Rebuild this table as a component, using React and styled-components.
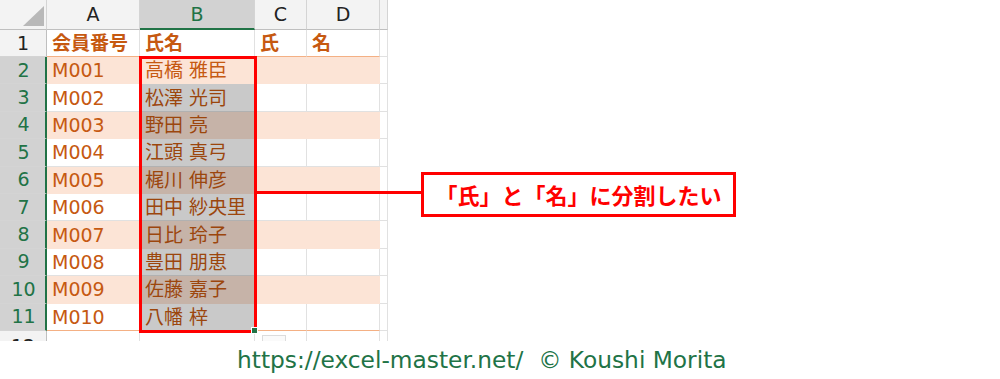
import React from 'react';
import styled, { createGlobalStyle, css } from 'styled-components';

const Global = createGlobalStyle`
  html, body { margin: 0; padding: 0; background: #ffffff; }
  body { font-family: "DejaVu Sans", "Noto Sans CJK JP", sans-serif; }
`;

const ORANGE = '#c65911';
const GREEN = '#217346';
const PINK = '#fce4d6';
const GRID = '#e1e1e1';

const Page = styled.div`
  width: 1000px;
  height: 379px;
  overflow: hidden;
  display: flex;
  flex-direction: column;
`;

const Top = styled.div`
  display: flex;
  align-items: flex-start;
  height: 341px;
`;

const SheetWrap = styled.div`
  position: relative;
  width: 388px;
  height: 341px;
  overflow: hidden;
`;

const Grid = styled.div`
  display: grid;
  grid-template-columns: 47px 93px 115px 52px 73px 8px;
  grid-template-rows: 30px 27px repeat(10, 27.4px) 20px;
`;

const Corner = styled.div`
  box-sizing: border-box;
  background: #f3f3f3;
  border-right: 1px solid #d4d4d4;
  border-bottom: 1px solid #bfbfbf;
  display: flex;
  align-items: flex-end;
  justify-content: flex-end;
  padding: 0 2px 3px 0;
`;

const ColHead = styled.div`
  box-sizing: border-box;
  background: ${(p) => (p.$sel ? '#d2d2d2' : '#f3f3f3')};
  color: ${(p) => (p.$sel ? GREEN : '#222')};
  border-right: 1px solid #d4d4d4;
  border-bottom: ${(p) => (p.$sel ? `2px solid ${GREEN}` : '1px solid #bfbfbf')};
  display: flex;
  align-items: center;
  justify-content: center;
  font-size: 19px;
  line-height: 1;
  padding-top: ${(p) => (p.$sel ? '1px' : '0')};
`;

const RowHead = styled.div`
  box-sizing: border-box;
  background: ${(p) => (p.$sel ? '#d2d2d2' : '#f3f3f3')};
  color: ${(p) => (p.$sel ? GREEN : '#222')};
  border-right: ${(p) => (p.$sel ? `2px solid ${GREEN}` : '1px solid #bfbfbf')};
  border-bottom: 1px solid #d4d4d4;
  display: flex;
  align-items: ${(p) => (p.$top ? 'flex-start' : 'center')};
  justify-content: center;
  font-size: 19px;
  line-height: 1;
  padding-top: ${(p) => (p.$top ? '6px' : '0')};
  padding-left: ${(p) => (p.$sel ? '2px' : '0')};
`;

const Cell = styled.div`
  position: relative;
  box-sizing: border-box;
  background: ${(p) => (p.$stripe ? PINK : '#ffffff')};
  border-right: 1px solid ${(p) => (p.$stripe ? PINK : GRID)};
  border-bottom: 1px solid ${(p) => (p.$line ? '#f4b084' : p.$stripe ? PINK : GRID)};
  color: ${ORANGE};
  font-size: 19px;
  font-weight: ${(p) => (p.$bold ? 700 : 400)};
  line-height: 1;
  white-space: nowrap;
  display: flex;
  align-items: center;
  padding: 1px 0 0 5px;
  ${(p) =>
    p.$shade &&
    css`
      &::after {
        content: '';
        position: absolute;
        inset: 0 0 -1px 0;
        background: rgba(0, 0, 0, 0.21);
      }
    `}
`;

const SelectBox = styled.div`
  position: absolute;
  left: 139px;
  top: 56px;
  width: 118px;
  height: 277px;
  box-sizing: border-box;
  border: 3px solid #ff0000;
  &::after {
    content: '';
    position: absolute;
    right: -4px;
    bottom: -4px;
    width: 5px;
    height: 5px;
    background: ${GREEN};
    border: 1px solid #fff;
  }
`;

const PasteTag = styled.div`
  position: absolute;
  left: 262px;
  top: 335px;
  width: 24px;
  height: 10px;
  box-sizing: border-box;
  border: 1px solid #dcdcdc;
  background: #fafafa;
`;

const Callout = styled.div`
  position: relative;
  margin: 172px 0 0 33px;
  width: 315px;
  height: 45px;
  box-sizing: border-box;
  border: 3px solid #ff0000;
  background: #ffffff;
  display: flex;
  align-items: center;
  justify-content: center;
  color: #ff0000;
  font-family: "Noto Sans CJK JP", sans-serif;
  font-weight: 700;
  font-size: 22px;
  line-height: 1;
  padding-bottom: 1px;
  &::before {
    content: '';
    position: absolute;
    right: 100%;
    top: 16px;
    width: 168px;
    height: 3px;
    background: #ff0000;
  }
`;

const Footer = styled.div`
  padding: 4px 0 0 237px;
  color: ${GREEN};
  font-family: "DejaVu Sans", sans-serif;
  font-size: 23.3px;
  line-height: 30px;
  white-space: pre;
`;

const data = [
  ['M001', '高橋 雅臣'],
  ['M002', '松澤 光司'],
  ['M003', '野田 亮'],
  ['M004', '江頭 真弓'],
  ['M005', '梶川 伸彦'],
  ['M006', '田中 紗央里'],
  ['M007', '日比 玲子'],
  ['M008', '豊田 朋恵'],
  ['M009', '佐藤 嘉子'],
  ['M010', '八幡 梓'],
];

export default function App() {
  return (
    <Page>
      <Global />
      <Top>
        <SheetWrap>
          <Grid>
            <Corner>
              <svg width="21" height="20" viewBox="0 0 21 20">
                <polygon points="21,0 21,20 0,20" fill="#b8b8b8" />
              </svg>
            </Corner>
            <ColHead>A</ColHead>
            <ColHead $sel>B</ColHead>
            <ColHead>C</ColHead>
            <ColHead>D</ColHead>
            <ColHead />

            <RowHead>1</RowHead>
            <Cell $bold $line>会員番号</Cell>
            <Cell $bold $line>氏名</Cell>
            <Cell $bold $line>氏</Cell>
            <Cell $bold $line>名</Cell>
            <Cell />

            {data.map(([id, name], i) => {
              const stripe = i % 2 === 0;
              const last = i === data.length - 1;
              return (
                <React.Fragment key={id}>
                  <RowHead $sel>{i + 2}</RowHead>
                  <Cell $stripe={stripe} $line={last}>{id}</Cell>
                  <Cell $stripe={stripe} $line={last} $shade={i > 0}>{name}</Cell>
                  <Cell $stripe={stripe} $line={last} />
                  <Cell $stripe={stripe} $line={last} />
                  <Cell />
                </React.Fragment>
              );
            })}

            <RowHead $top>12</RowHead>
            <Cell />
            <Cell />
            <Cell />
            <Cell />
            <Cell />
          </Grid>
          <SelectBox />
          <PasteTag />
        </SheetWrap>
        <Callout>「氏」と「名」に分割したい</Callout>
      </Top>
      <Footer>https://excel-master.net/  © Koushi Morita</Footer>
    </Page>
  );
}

──────────────────────────────

Task to complete: Copy every single line of the material above that holds "components".

Task result:
Rebuild this table as a component, using React and styled-components.
import styled, { createGlobalStyle, css } from 'styled-components';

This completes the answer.